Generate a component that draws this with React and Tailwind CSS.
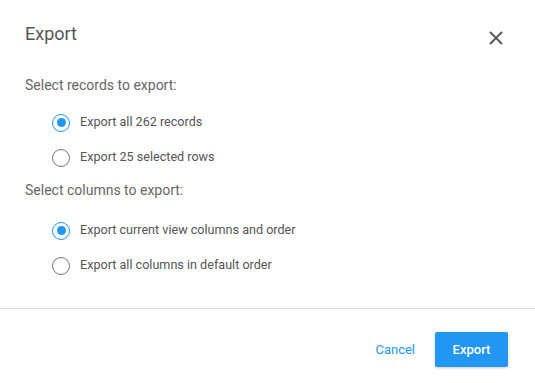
import React, { useState } from 'react';

const Radio = ({ checked, label, onClick }) => (
  <button
    type="button"
    onClick={onClick}
    className="flex items-center h-[35px] pl-[27px] text-left"
  >
    <span
      className={`w-[18px] h-[18px] rounded-full border-[1.5px] flex items-center justify-center ${
        checked ? 'border-[#2196f3]' : 'border-[#757575]'
      }`}
    >
      {checked && <span className="w-[9px] h-[9px] rounded-full bg-[#2196f3]" />}
    </span>
    <span className="ml-[10px] text-[12.6px] text-[#555]">{label}</span>
  </button>
);

const App = () => {
  const [records, setRecords] = useState('all');
  const [columns, setColumns] = useState('current');

  return (
    <div className="w-[535px] h-[383px] bg-white flex flex-col font-['Roboto',sans-serif]">
      {/* Header */}
      <div className="flex items-start justify-between pl-[25px] pr-[32px] pt-[22px]">
        <h2 className="text-[18px] leading-[24px] text-[#555] font-normal">Export</h2>
        <button type="button" className="mt-[9px] text-[#555]">
          <svg width="14" height="14" viewBox="0 0 14 14">
            <path d="M1 1L13 13M13 1L1 13" stroke="currentColor" strokeWidth="1.8" />
          </svg>
        </button>
      </div>

      {/* Body */}
      <div className="flex flex-col pl-[25px] pt-[31px]">
        <p className="text-[14px] leading-[16px] text-[#666] mb-[12px]">Select records to export:</p>
        <Radio checked={records === 'all'} label="Export all 262 records" onClick={() => setRecords('all')} />
        <Radio checked={records === 'selected'} label="Export 25 selected rows" onClick={() => setRecords('selected')} />
        <p className="text-[14px] leading-[16px] text-[#666] mt-[7px] mb-[15px]">Select columns to export:</p>
        <Radio checked={columns === 'current'} label="Export current view columns and order" onClick={() => setColumns('current')} />
        <Radio checked={columns === 'default'} label="Export all columns in default order" onClick={() => setColumns('default')} />
      </div>

      {/* Footer */}
      <div className="mt-auto border-t border-[#e0e0e0] flex items-start justify-end gap-[19px] pr-[27px] pt-[23px] h-[75px]">
        <button type="button" className="h-[35px] text-[13px] text-[#2196f3] px-[1px]">Cancel</button>
        <button
          type="button"
          className="w-[73px] h-[35px] rounded-[2px] bg-[#2196f3] text-white text-[13px] font-medium shadow-[0_1px_3px_rgba(0,0,0,0.2)]"
        >
          Export
        </button>
      </div>
    </div>
  );
};

export default App;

·····

What you are asked to do:
Omit the pictures, then output the rest of the listing exactly.

Written reply:
Generate a component that draws this with React and Tailwind CSS.
import React, { useState } from 'react';

const Radio = ({ checked, label, onClick }) => (
  <button
    type="button"
    onClick={onClick}
    className="flex items-center h-[35px] pl-[27px] text-left"
  >
    <span
      className={`w-[18px] h-[18px] rounded-full border-[1.5px] flex items-center justify-center ${
        checked ? 'border-[#2196f3]' : 'border-[#757575]'
      }`}
    >
      {checked && <span className="w-[9px] h-[9px] rounded-full bg-[#2196f3]" />}
    </span>
    <span className="ml-[10px] text-[12.6px] text-[#555]">{label}</span>
  </button>
);

const App = () => {
  const [records, setRecords] = useState('all');
  const [columns, setColumns] = useState('current');

  return (
    <div className="w-[535px] h-[383px] bg-white flex flex-col font-['Roboto',sans-serif]">
      {/* Header */}
      <div className="flex items-start justify-between pl-[25px] pr-[32px] pt-[22px]">
        <h2 className="text-[18px] leading-[24px] text-[#555] font-normal">Export</h2>
        <button type="button" className="mt-[9px] text-[#555]">
          <svg width="14" height="14" viewBox="0 0 14 14">
            <path d="M1 1L13 13M13 1L1 13" stroke="currentColor" strokeWidth="1.8" />
          </svg>
        </button>
      </div>

      {/* Body */}
      <div className="flex flex-col pl-[25px] pt-[31px]">
        <p className="text-[14px] leading-[16px] text-[#666] mb-[12px]">Select records to export:</p>
        <Radio checked={records === 'all'} label="Export all 262 records" onClick={() => setRecords('all')} />
        <Radio checked={records === 'selected'} label="Export 25 selected rows" onClick={() => setRecords('selected')} />
        <p className="text-[14px] leading-[16px] text-[#666] mt-[7px] mb-[15px]">Select columns to export:</p>
        <Radio checked={columns === 'current'} label="Export current view columns and order" onClick={() => setColumns('current')} />
        <Radio checked={columns === 'default'} label="Export all columns in default order" onClick={() => setColumns('default')} />
      </div>

      {/* Footer */}
      <div className="mt-auto border-t border-[#e0e0e0] flex items-start justify-end gap-[19px] pr-[27px] pt-[23px] h-[75px]">
        <button type="button" className="h-[35px] text-[13px] text-[#2196f3] px-[1px]">Cancel</button>
        <button
          type="button"
          className="w-[73px] h-[35px] rounded-[2px] bg-[#2196f3] text-white text-[13px] font-medium shadow-[0_1px_3px_rgba(0,0,0,0.2)]"
        >
          Export
        </button>
      </div>
    </div>
  );
};

export default App;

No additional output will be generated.